Ryanair, the World’s most hated airline, have apologised to a High Court judge over a second letter wrongly informing the Minister for Transport that the judge had publicly criticised him over delays in setting up a panel to hear appeals against proposed new charges at Dublin airport.
Mr Justice Peter Kelly had received an unreserved apology last month from Ryanair chief executive Michael O’Leary over an earlier letter from Mr O’Leary also misrepresenting the judge.
Yesterday Mr Justice Kelly expressed serious concern about the second letter, written by Ryanair’s head of legal affairs Juliusz Komorek, which repeated the misrepresentation.
When Martin Hayden SC, for Ryanair, said Mr Komorek’s letter of March 12th last merely “referred back” to the letter by Mr O’Leary to the Minister on February 25th, that argument was rejected by the judge and counsel for the Dublin Aviation Authority (DAA).
Cian Ferriter, for the DAA, said the letter was part of Ryanair’s “gross misconduct” of its legal proceedings over the proposed new charges, and the court was entitled to take that into account in deciding whether to dismiss the proceedings now.
There was a “deeply ingrained culture” of “casual and rampant” disrespect for the court process and for anyone who gets in Ryanair’s way, counsel said.

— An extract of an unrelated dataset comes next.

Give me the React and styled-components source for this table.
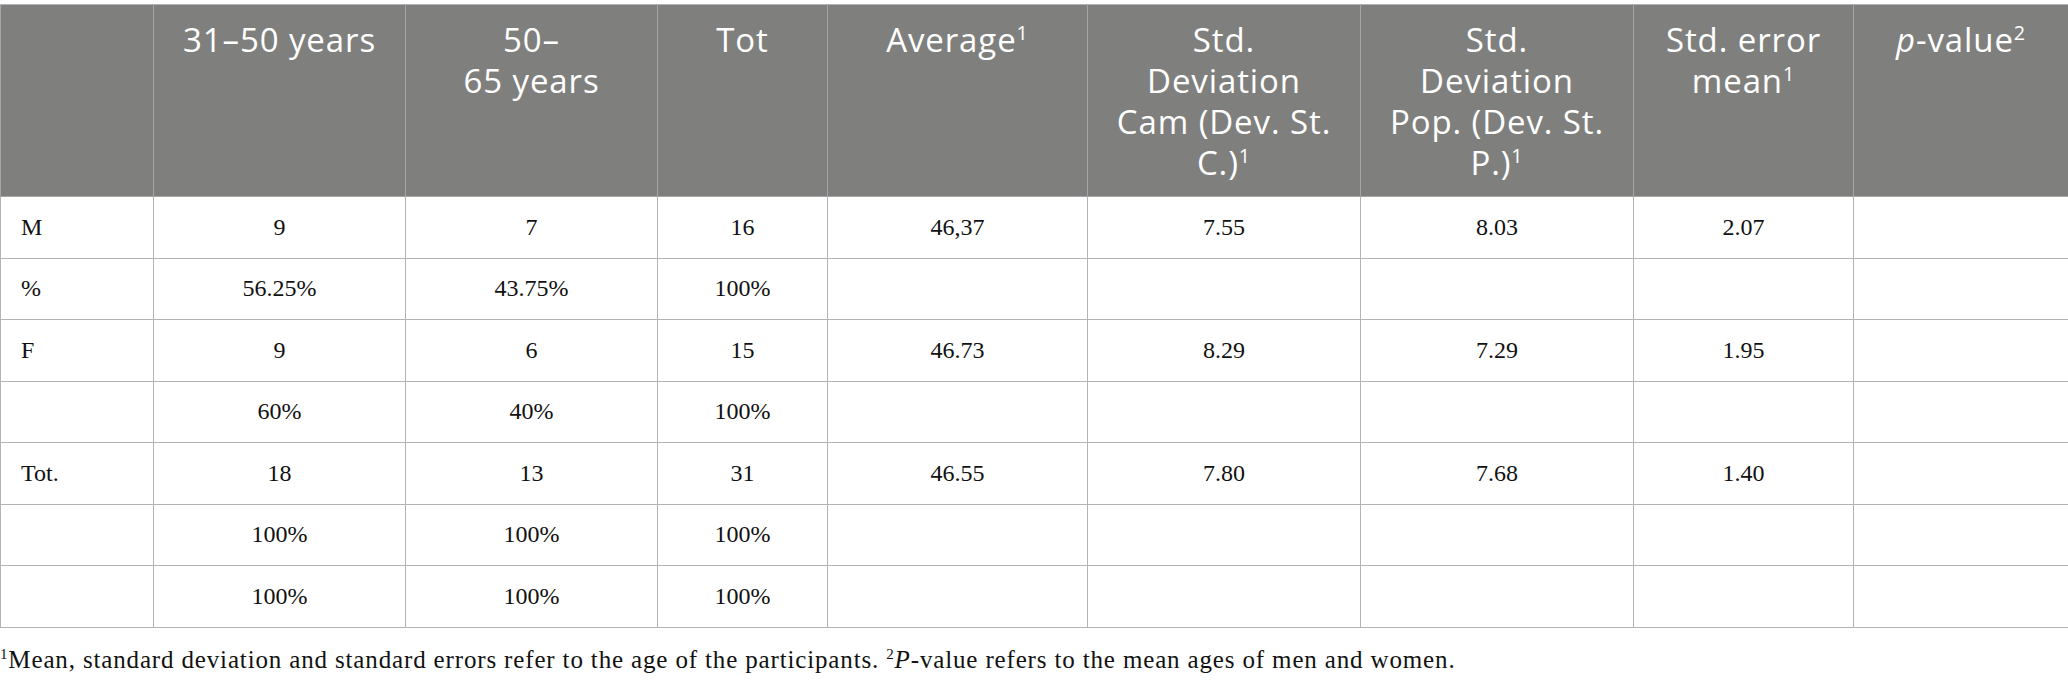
import React from "react";
import styled, { createGlobalStyle } from "styled-components";

const Global = createGlobalStyle`
  html, body { margin: 0; padding: 0; background: #ffffff; }
  body { padding-top: 4px; }
`;

const Wrap = styled.div`
  width: 2068px;
`;

const Table = styled.table`
  width: 2068px;
  border-collapse: collapse;
  table-layout: fixed;
  border: 1px solid #b3b3b3;
`;

const HeadRow = styled.tr`
  background: #7f807e;
`;

const HeadCell = styled.th`
  height: 192px;
  padding: 14px 6px 0;
  box-sizing: border-box;
  vertical-align: top;
  text-align: center;
  font-family: "Open Sans", "Liberation Sans", sans-serif;
  font-weight: 400;
  font-size: 33px;
  letter-spacing: 0.9px;
  line-height: 41px;
  color: #ffffff;
  border: 1px solid #a6a6a6;
  border-top-color: #b3b3b3;
`;

const Sup = styled.sup`
  font-size: 0.6em;
  line-height: 0;
  vertical-align: 0;
  position: relative;
  top: -0.62em;
`;

const Row = styled.tr`
  background: #ffffff;
`;

const Cell = styled.td`
  height: 61.5px;
  padding: 0 20px;
  box-sizing: border-box;
  vertical-align: middle;
  text-align: ${(p) => (p.$left ? "left" : "center")};
  font-family: "Liberation Serif", "Times New Roman", serif;
  font-size: 24px;
  color: #111111;
  border: 1px solid #b3b3b3;
`;

const Note = styled.p`
  margin: 17px 0 0;
  font-family: "Liberation Serif", "Times New Roman", serif;
  font-size: 25px;
  letter-spacing: 0.85px;
  line-height: 30px;
  color: #111111;
`;

const NoteSup = styled.sup`
  font-size: 0.6em;
  line-height: 0;
  vertical-align: 0;
  position: relative;
  top: -0.6em;
`;

const widths = [153, 252, 252, 170, 260, 273, 273, 220, 215];

const rows = [
  ["M", "9", "7", "16", "46,37", "7.55", "8.03", "2.07", ""],
  ["%", "56.25%", "43.75%", "100%", "", "", "", "", ""],
  ["F", "9", "6", "15", "46.73", "8.29", "7.29", "1.95", ""],
  ["", "60%", "40%", "100%", "", "", "", "", ""],
  ["Tot.", "18", "13", "31", "46.55", "7.80", "7.68", "1.40", ""],
  ["", "100%", "100%", "100%", "", "", "", "", ""],
  ["", "100%", "100%", "100%", "", "", "", "", ""],
];

export default function App() {
  return (
    <Wrap>
      <Global />
      <Table>
        <colgroup>
          {widths.map((w, i) => (
            <col key={i} style={{ width: w }} />
          ))}
        </colgroup>
        <thead>
          <HeadRow>
            <HeadCell />
            <HeadCell>31–50 years</HeadCell>
            <HeadCell>
              50–
              <br />
              65 years
            </HeadCell>
            <HeadCell>Tot</HeadCell>
            <HeadCell>
              Average<Sup>1</Sup>
            </HeadCell>
            <HeadCell>
              Std.
              <br />
              Deviation
              <br />
              Cam (Dev. St.
              <br />
              C.)<Sup>1</Sup>
            </HeadCell>
            <HeadCell>
              Std.
              <br />
              Deviation
              <br />
              Pop. (Dev. St.
              <br />
              P.)<Sup>1</Sup>
            </HeadCell>
            <HeadCell>
              Std. error
              <br />
              mean<Sup>1</Sup>
            </HeadCell>
            <HeadCell>
              <i>p</i>-value<Sup>2</Sup>
            </HeadCell>
          </HeadRow>
        </thead>
        <tbody>
          {rows.map((r, i) => (
            <Row key={i}>
              {r.map((c, j) => (
                <Cell key={j} $left={j === 0}>
                  {c}
                </Cell>
              ))}
            </Row>
          ))}
        </tbody>
      </Table>
      <Note>
        <NoteSup>1</NoteSup>Mean, standard deviation and standard errors refer to
        the age of the participants. <NoteSup>2</NoteSup>
        <i>P</i>-value refers to the mean ages of men and women.
      </Note>
    </Wrap>
  );
}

The attitude was “if you are not with Ryanair, you are corrupt, incompetent, a failure” and in the pocket of the Minister and others.
After Mr Justice Kelly pursued the matter of the second letter, disclosed to the court by Ryanair itself following the hearing involving Mr O’Leary on March 26th last, Mr Hayden apologised on behalf of Ryanair over Mr Komorek’s letter but denied the judge’s suggestion he had to be “goaded” into the apology.
Mr O’Leary had on March 26th apologised in court over the “lie” in his own letter to Minister for Transport Noel Dempsey alleging the judge publicly criticised the Minister over “inexcusable” delays in setting up an appeal panel against the Commission for Aviation Regulation’s (CAR) decision fixing the maximum charges the DAA may levy at Dublin airport for the five years up to 2014.
The Minister had told Mr O’Leary in a letter of January 10th he would be setting up a panel.
Yesterday the judge heard preliminary arguments to dismiss Ryanair’s application for leave to bring a judicial review challenge to the CAR decision and reserved his ruling.
Both the CAR and DAA argued Ryanair should be refused leave because it had itself said the appeal panel could address its grievances with the CAR decision more speedily and more cost effectively.
They also argued Ryanair’s grounds for judicial review all related to the merits of the decision when judicial review can only address whether there was illegality of unfairness in how a decision was reached.
Rejecting the arguments, Mr Hayden said Ryanair, while favouring an appeal, was also entitled to pursue judicial review. One of Ryanair’s difficulties was that the appeal panel’s decision was not binding on the CAR, who had also refused to agree to a request from Ryanair to extend the two-month limit for judicial review until the appeal was decided.